▸ Work to do: Extract all lines in the data that contain the word "this".

▸ Excerpted records:

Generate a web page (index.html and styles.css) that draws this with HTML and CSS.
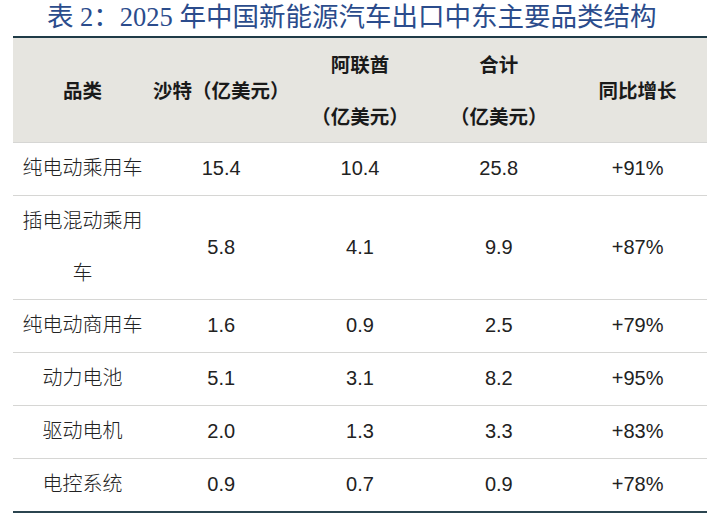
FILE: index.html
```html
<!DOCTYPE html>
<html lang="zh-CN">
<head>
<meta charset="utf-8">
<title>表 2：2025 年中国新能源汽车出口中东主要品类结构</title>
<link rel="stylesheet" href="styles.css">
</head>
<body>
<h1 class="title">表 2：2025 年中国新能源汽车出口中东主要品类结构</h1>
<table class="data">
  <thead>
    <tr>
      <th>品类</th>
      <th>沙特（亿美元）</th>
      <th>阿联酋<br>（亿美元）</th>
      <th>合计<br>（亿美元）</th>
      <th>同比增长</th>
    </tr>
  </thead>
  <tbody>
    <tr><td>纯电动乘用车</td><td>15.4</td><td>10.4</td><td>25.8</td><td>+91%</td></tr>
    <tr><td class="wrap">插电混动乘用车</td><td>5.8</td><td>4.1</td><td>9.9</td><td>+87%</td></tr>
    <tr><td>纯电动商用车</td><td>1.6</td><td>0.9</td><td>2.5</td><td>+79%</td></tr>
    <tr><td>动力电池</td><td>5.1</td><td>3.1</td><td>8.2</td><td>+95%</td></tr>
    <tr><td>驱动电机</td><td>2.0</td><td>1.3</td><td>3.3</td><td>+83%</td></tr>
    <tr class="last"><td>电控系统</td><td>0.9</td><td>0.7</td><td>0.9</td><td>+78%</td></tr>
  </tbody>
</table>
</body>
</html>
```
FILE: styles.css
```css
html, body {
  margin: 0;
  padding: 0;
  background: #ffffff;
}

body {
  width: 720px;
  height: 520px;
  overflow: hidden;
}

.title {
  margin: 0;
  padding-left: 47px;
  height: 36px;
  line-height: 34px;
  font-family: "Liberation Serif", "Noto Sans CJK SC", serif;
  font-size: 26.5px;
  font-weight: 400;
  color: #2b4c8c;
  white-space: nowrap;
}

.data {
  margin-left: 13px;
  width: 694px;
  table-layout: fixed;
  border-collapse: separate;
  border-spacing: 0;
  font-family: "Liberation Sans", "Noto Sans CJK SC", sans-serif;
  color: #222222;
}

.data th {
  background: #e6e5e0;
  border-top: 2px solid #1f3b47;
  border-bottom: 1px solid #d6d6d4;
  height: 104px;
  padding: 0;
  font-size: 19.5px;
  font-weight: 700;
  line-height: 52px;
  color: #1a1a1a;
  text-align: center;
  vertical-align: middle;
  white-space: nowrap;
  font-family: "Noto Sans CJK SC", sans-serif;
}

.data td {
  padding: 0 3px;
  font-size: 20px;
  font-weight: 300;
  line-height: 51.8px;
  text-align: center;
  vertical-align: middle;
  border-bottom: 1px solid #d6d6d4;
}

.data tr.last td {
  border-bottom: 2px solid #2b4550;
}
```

--

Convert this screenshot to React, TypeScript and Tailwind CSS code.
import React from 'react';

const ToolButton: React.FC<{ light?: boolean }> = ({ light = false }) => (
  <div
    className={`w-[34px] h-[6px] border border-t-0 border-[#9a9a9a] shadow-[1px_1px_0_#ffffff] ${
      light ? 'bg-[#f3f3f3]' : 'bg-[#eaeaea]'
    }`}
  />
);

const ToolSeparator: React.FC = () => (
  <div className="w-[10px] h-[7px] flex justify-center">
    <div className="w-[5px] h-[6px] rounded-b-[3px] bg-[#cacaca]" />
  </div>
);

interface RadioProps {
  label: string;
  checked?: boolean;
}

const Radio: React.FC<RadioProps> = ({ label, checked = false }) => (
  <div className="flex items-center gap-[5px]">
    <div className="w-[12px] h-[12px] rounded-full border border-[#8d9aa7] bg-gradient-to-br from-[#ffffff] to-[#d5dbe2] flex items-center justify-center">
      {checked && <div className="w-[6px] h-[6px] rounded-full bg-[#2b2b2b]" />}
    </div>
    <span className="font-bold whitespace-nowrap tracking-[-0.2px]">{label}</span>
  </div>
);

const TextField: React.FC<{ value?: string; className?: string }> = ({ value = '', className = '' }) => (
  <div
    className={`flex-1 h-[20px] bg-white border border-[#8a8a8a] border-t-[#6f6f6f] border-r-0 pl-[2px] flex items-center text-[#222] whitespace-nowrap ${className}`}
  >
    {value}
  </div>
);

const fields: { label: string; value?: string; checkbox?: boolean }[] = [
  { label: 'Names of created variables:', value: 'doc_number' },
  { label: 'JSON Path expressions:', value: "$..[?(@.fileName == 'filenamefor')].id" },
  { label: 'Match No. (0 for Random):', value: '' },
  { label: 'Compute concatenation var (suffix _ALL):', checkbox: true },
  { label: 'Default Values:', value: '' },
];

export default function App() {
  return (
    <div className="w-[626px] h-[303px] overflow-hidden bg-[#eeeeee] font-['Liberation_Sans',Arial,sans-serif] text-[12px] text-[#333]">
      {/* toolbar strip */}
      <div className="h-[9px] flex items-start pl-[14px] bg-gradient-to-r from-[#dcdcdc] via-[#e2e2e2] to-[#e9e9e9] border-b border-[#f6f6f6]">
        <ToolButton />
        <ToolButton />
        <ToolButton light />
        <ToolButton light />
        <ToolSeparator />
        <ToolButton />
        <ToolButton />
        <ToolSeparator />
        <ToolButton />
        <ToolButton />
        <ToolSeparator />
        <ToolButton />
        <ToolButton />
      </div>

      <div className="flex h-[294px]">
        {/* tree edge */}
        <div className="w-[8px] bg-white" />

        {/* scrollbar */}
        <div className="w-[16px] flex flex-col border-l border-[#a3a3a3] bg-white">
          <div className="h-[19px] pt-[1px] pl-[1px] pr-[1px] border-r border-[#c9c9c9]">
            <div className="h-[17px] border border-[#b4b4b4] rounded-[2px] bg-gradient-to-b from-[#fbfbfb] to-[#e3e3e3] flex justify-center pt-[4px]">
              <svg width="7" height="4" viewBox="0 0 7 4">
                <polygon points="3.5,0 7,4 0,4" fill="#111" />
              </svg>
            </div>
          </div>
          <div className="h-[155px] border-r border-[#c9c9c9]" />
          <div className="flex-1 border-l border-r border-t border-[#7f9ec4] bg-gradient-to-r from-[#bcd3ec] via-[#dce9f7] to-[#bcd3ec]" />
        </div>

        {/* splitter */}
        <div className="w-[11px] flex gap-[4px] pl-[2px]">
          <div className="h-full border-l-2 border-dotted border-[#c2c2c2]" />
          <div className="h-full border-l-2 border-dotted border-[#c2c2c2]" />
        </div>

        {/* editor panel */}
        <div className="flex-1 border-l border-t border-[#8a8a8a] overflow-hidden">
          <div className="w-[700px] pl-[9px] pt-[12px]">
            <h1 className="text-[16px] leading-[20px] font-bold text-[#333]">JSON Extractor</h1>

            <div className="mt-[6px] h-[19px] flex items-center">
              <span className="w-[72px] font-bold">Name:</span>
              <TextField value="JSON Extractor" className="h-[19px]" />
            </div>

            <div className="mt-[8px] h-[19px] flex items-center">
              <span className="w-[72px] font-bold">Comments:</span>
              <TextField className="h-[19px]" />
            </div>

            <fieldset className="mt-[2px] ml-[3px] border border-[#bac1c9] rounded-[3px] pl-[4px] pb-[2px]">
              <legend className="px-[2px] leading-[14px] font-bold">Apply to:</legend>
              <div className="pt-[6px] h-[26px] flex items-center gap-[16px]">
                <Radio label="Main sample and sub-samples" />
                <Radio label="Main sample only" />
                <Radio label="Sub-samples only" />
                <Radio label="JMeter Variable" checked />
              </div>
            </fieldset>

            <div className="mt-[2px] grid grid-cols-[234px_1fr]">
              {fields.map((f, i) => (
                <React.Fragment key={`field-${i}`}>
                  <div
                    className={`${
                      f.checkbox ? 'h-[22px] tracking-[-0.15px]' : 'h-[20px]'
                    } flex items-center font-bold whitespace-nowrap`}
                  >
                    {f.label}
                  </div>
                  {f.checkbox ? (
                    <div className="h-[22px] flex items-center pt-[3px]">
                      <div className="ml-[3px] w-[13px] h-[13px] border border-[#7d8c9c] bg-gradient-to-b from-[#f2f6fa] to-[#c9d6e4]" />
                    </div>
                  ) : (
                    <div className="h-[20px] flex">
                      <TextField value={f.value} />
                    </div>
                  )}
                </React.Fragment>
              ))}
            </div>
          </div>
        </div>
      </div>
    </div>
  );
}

▸ Written answer:
Generate a web page (index.html and styles.css) that draws this with HTML and CSS.
Convert this screenshot to React, TypeScript and Tailwind CSS code.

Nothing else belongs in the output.